Today’s essay is brought to you by a white circular pill with an indented line in the middle.
It’s 100mg of sanity.
It’s a tiny tablet that morphed into a crane, pulled a 500 pound boulder crushing my chest for the last 9 months, then swung it up and away from me.
It’s a mass-produced medication, one of big pharma’s profit babies1. It’s a bandaid and not a cure.
Call it what you want but, with this candy-sized tab, my life is no longer in the middle of a hijack.
I’ve been on SSRIs (selective serotonin reuptake inhibitors or anti-depressants) since postpartum depression 10 years ago. They worked, until they didn’t. And the cycle would continue. It meant another talk with my psychiatrist for 15 minutes and I’d reluctantly try the next brand name drug.
Nine months ago I slowly weaned off of anti-depressants and anti-anxiety meds to see if I can handle it on my own.
I was curious and hopeful. I was also desperate to feel better. I thought maybe it was the drugs weighing me down because I was doing everything right and I still felt awful.
So I went out like a lone ranger, determined to capture and lock away my depression for good.

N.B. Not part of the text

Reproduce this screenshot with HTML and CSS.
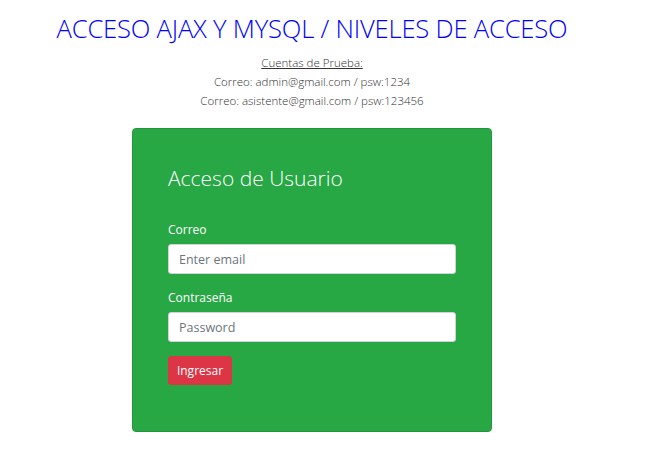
FILE: index.html
```html
<!DOCTYPE html>
<html lang="es">
<head>
<meta charset="utf-8">
<title>Acceso</title>
<link rel="stylesheet" href="styles.css">
</head>
<body>
<main class="page">
  <h1 class="title">ACCESO AJAX Y MYSQL / NIVELES DE ACCESO</h1>
  <div class="accounts">
    <div class="accounts-head">Cuentas de Prueba:</div>
    <div>Correo: admin@gmail.com / psw:1234</div>
    <div>Correo: asistente@gmail.com / psw:123456</div>
  </div>
  <section class="card">
    <h2 class="card-title">Acceso de Usuario</h2>
    <form class="form">
      <div class="group">
        <label class="label" for="email">Correo</label>
        <input class="input" id="email" type="email" placeholder="Enter email">
      </div>
      <div class="group">
        <label class="label" for="pass">Contraseña</label>
        <input class="input" id="pass" type="password" placeholder="Password">
      </div>
      <div class="actions"><button class="btn" type="button">Ingresar</button></div>
    </form>
  </section>
</main>
</body>
</html>
```
FILE: styles.css
```css
* { box-sizing: border-box; }
html, body { margin: 0; padding: 0; background: #fff; }
body { font-family: "Open Sans", "Noto Sans", sans-serif; color: #212529; }
.page {
  width: 624px;
  display: flex;
  flex-direction: column;
  align-items: center;
}
.title {
  margin: 12px 0 0;
  font-family: "Open Sans", sans-serif;
  font-weight: 300;
  font-size: 25.6px;
  line-height: 34px;
  color: #0000ff;
  letter-spacing: -0.2px;
}
.accounts {
  margin-top: 7px;
  text-align: center;
  font-size: 11.5px;
  line-height: 19px;
  font-weight: 300;
  color: #333;
}
.accounts-head { text-decoration: underline; }
.card {
  margin-top: 18px;
  width: 360px;
  height: 304px;
  background: #28a745;
  border: 1px solid #23963d;
  border-radius: 4px;
  padding: 34px 35px 0;
}
.card-title {
  margin: 0;
  font-weight: 300;
  font-size: 21px;
  line-height: 30px;
  color: #fff;
}
.form {
  margin-top: 28px;
  display: flex;
  flex-direction: column;
  gap: 15px;
}
.actions { margin-top: -1px; }
.group { display: flex; flex-direction: column; gap: 6px; }
.label { font-size: 12px; line-height: 17px; color: #fff; }
.input {
  width: 288px;
  height: 30px;
  border: 1px solid #ced4da;
  border-radius: 3px;
  padding: 0 10px;
  font-family: inherit;
  font-size: 12.5px;
  color: #495057;
  background: #fff;
}
.input::placeholder { color: #6c757d; opacity: 1; }
.btn {
  height: 29px;
  width: 64px;
  padding: 0;
  border: 1px solid #dc3545;
  background: #dc3545;
  color: #fff;
  border-radius: 3px;
  font-family: inherit;
  font-size: 12px;
}
```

My life was a giant mocktail of natural methods, a sobering attempt this year to do everything “right” without western meds. You name it, I tried it:
yoga, meditation, walks, exercise, quit sugar, quit social media, quit alcohol, gratitude journals, writing therapy, talk therapy, coaching, detach from my phone, naps, eat “healthy”, attend healing retreats, drink the recommended water intake, vitamins, cord-cutting therapy, craniosacral therapy, tapping therapy and energy psychology, timeline therapy, hypnosis, talks with friends and family, solitude, and prayer.
I’m sure I’m missing a few more.
I come from crunchy privileged circles as I try to choose organic, avoid plastics, buy clothes from natural fibers, and opt for holistic medicines. My granola tendencies also gave me this notion that my lifestyle, willpower and mindset alone can improve my outlook on myself, my marriage, my kids, and my will to live. I wanted so badly to think these pills prescribed from a psychiatrist were not needed.
I was fearful of being emotionally blunted by medication. I believed that I need to do this on my own, that if I just work on myself more then I don’t need this crutch.
People say you’re supposed to feel sad, this is life. Folks who say such things don’t get it and may never will and that’s ok.
It sucks. It sucks so bad that saying it sucks doesn’t describe it at all. Whatever happened in my head and heart robbed me of my life. It was a never ending loop of tendencies to think, feel and act on impending doom 10 times a day every day. That, or just long bouts of numbness. I was so low for so long I wasn’t even asking for happiness.
I wanted some place of contentment, where I could feel safe in my thoughts and feelings.
Being sad wasn’t what I was afraid of. I just wanted to feel a normal level of sad. Trust me, I yearned for a regular dose of sadness.
After meeting with a new psychiatrist a couple months ago, I received a new diagnosis and he recommended a different type of medication.
My doc sent the prescription to CVS and I waited two weeks to pick it up. I waited because I didn’t want to make a decision out of desperation.
One might say that taking this medication is cheating, it’s opting for the easy way out. One might also say this is a tactic to avoid the root cause. I’ve heard people say it’s an excuse from doing the real work on yourself. I did all I could fathom and afford — it wasn’t enough.
For the first time in a long time, I can process thoughts in a more coherent way. My strong emotions no longer confiscate my life.
I’m happy to report I feel a normal level of sadness.
I’ve been relishing in a sense of normalcy since the medicine has started to kick in. Who knows what the future holds but I’m embracing this feeling for what it is now.
If you’ve been like me, drowning on a daily basis, I hope you find help from this terrible situation, whether it’s from natural holistic methods, or from a medication prescribed from a doctor. Or both. We can have both! Two things can be true at the same time. East meets west. Or go find something from the north and south, too. Who cares, find something, if you have the means.
Thank you to all the holistic practitioners I’ve worked with. And thank you to the doctors and scientists who made my new wonderful drugs possible.
It feels good to feel normal.
I’m off to go and be with my normal amount of happy and sad and all the other emotions in this human experience.
Obviously me thanking the pharmaceuticals industry is a joke.
Stephanie, I am speechless. Thank you for this beautifully heartfelt, honest, and vulnerable message. It breaks my heart to even imagine the pain you’ve been going through. I am so sorry that you had to endure that. This also helped me so much in opening up to my friends about something dark I’ve been secretly struggling with. Your openness is truly going to help so many people. You are so eloquent with your words, and I feel you are one of the most vibrant and intelligent humans I’ve ever met! I’m your brother, and just know that I’m here to listen anytime. On top of that, you really need to write a book!!! 😊🙏 Love you dearly—Your Bro, Daniel
So glad you found something that works well for you!